The full interview and more comments about the connection between Inergy and the possibilities for hydrfracking in New York can be read here: LINK: Marcellus Shale and Inergy
VALOIS, New York, USA - When I arrived in Central New York two weeks ago, I saw signs all over the place that say 'No Fracking.'
Being relatively attuned to the language, I thought, 'What the frack is that all about?'
Fracking indeed.
It turns out that fracking is shortfor hydrofracking, a method to extract gas from the ground by cracking shale deposits in a fairly complicated process that also produces huge volumes of toxic waste water. And it also seems to be polluting ground water, driving some people out of their homes and, in Pennsylvia, caused at least one well 'explosion.'
What the frack?
Anti-fracking demonstration
If my reading of various reports about this procedure are accurate, fracking might be the best argument for nuclear power. Nuclear power seems less problematic.

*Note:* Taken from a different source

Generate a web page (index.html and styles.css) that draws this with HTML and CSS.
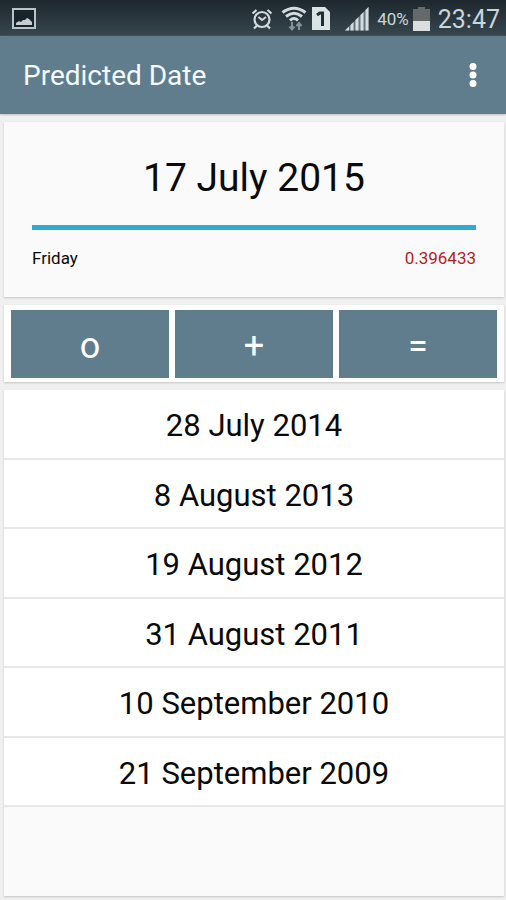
FILE: index.html
```html
<!DOCTYPE html>
<html lang="en">
<head>
<meta charset="utf-8">
<meta name="viewport" content="width=device-width, initial-scale=1">
<title>Predicted Date</title>
<link rel="stylesheet" href="styles.css">
</head>
<body>
<div class="status-bar">
  <svg class="picture-icon" width="24" height="22" viewBox="0 0 24 22" aria-hidden="true">
    <rect x="1" y="1" width="22" height="19" fill="#18232a" stroke="#b9c3c9" stroke-width="2"/>
    <path d="M4 17v-2l3-2 2 1 2-2 2 0 2-2 2 1 3 3v3z" fill="#c5cdd3"/>
  </svg>
  <div class="status-items">
    <svg class="alarm-icon" width="22" height="22" viewBox="0 0 22 22" fill="none" stroke="#d3dbde" aria-hidden="true">
      <circle cx="11" cy="11.500" r="7.500" stroke-width="2.200"/>
      <path d="M7.500 9l3.500 3 4-3" stroke-width="2"/>
      <path d="M1.500 5.500l4-3.500M20.500 5.500l-4-3.500M6 17.500l-3 3M16 17.500l3 3" stroke-width="2.200"/>
    </svg>
    <svg class="wifi-icon" width="26" height="26" viewBox="0 0 26 26" fill="none" aria-hidden="true">
      <g stroke="#d3dbde" stroke-width="3">
        <path d="M1.500 6.500Q13-2 24.500 6.500"/>
        <path d="M5 10.500Q13 4 21 10.500"/>
        <path d="M9 14.500Q13 10.500 17 14.500"/>
      </g>
      <g stroke="#84939b" stroke-width="2">
        <path d="M11 16v7M8.500 20.500l2.500 3 2.500-3M18 24v-7M15.500 20l2.500-3 2.500 3"/>
      </g>
    </svg>
    <svg class="sim-icon" width="20" height="24" viewBox="0 0 20 24" aria-hidden="true">
      <path d="M1 0h13l5 5v18H1z" fill="#dce3e5"/>
      <path d="M6 8l3-2h2.500v13" fill="none" stroke="#202d34" stroke-width="3"/>
    </svg>
    <svg class="signal-icon" width="24" height="24" viewBox="0 0 24 24" aria-hidden="true">
      <path d="M0 23.500L23.500 0v23.500z" fill="#65747c"/>
      <path d="M0 23.500l4-4v4zM5.500 18l3-3v8.500h-3zM10.500 13l3-3v13.500h-3zM15.500 8l3-3v18.500h-3zM20.500 3l3-3v23.500h-3z" fill="#d5dcdf"/>
    </svg>
    <span class="battery-level">40%</span>
    <svg class="battery-icon" width="17" height="24" viewBox="0 0 17 24" aria-hidden="true">
      <path d="M5 0h7v2h5v22H0V2h5z" fill="#65696c"/>
      <path d="M0 14h17v10H0z" fill="#dadedf"/>
    </svg>
    <time class="clock">23:47</time>
  </div>
</div>
<header class="app-bar">
  <h1 class="title">Predicted Date</h1>
  <button class="menu-button" type="button" aria-label="More options">
    <svg width="8" height="26" viewBox="0 0 8 26" fill="#fff" aria-hidden="true">
      <circle cx="4" cy="4.500" r="3.500"/><circle cx="4" cy="13" r="3.500"/><circle cx="4" cy="21.500" r="3.500"/>
    </svg>
  </button>
</header>
<main class="content">
  <section class="card prediction">
    <h2 class="prediction-date">17 July 2015</h2>
    <div class="divider"></div>
    <div class="details">
      <span>Friday</span>
      <span class="score">0.396433</span>
    </div>
  </section>
  <div class="card actions">
    <button class="action" type="button">o</button>
    <button class="action" type="button">+</button>
    <button class="action" type="button">=</button>
  </div>
  <section class="card history">
    <ul class="dates">
      <li class="date">28 July 2014</li>
      <li class="date">8 August 2013</li>
      <li class="date">19 August 2012</li>
      <li class="date">31 August 2011</li>
      <li class="date">10 September 2010</li>
      <li class="date">21 September 2009</li>
    </ul>
  </section>
</main>
</body>
</html>
```
FILE: styles.css
```css
* {
  box-sizing: border-box;
}

body {
  margin: 0;
  min-height: 100vh;
  display: flex;
  flex-direction: column;
  background: #f0f0f0;
  color: #0a0a0a;
  font-family: Roboto, "Liberation Sans", sans-serif;
}

h1,
h2,
ul {
  margin: 0;
  padding: 0;
  font-weight: 400;
}

button {
  border: 0;
  border-radius: 0;
  font-family: inherit;
}

svg {
  display: block;
  flex: none;
}

.status-bar {
  height: 36px;
  padding: 2px 6px 0 12px;
  display: flex;
  align-items: center;
  justify-content: space-between;
  background: linear-gradient(#1d282e, #37464e);
  color: #cbd5da;
}

.status-items {
  display: flex;
  align-items: center;
  gap: 4px;
}

.alarm-icon {
  margin-right: 4px;
}

.signal-icon {
  margin-left: 10px;
}

.battery-level {
  margin-left: 4px;
  font-size: 17px;
}

.clock {
  margin-left: 4px;
  font-size: 25px;
}

.app-bar {
  height: 78px;
  padding: 0 21px 0 23px;
  display: flex;
  align-items: center;
  justify-content: space-between;
  background: #607d8d;
  color: #f5faff;
  box-shadow: 0 1px 2px #bdbdbd;
}

.title {
  font-size: 28px;
}

.menu-button {
  padding: 8px;
  background: transparent;
}

.content {
  flex: 1;
  padding: 8px 2px 4px 4px;
  display: flex;
  flex-direction: column;
  gap: 8px;
}

.card {
  background: #fafafa;
  box-shadow: 0 1px 2px #c4c4c4;
}

.prediction {
  height: 175px;
  padding: 32px 28px 0;
}

.prediction-date {
  font-size: 39px;
  line-height: 48px;
  text-align: center;
}

.divider {
  height: 5px;
  margin-top: 23px;
  background: #31a9d2;
}

.details {
  margin-top: 18px;
  display: flex;
  justify-content: space-between;
  font-size: 17px;
  line-height: 20px;
}

.score {
  color: #b71c1c;
}

.actions {
  padding: 5px 7px 4px;
  display: grid;
  grid-template-columns: repeat(3, 1fr);
  gap: 6px;
  background: #fff;
}

.action {
  height: 68px;
  padding: 4px 0 0;
  background: #607d8d;
  color: #fff;
  font-size: 36px;
}

.history {
  flex: 1;
}

.dates {
  height: 417px;
  display: grid;
  grid-template-rows: repeat(6, 1fr);
  list-style: none;
}

.date {
  padding-top: 4px;
  display: flex;
  align-items: center;
  justify-content: center;
  border-bottom: 2px solid #e8e8e8;
  background: #fff;
  font-size: 31px;
}
```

Just the amount of water it takes - water that is injected into the shale to basically make it explode to let the gas loose - is incredible, even here in water-rich New York.
The companies involved say that being allowed to use this procedure could provide lots of gas for home heating, industry, etc... And it would create lots of jobs. Unfortunately, many of those jobs will be in the toxic waste cleanup industry.
Here's a quote from the director of a clean-water program:
"Hydrofracking injects large volumes of water (up to six million gallons of water per gas well) mixed with sand and toxic chemical additives at high pressures to release the gas. Most of the water is then returned to the surface as polluted wastewater – that must be treated by wastewater treatment plants already overburdened and not necessarily designed to remove these chemicals. Industry analysts predict it will cost $3 billion to treat the industrial wastewater associated with Marcellus shale development."
Later today, I will be heading out to a local pond, to do some fishing. I hope that I don't get overcome by the smell of methane gas, or have to worry that the fish in the pond (should I actually catch one) have been sucking in toxic waste.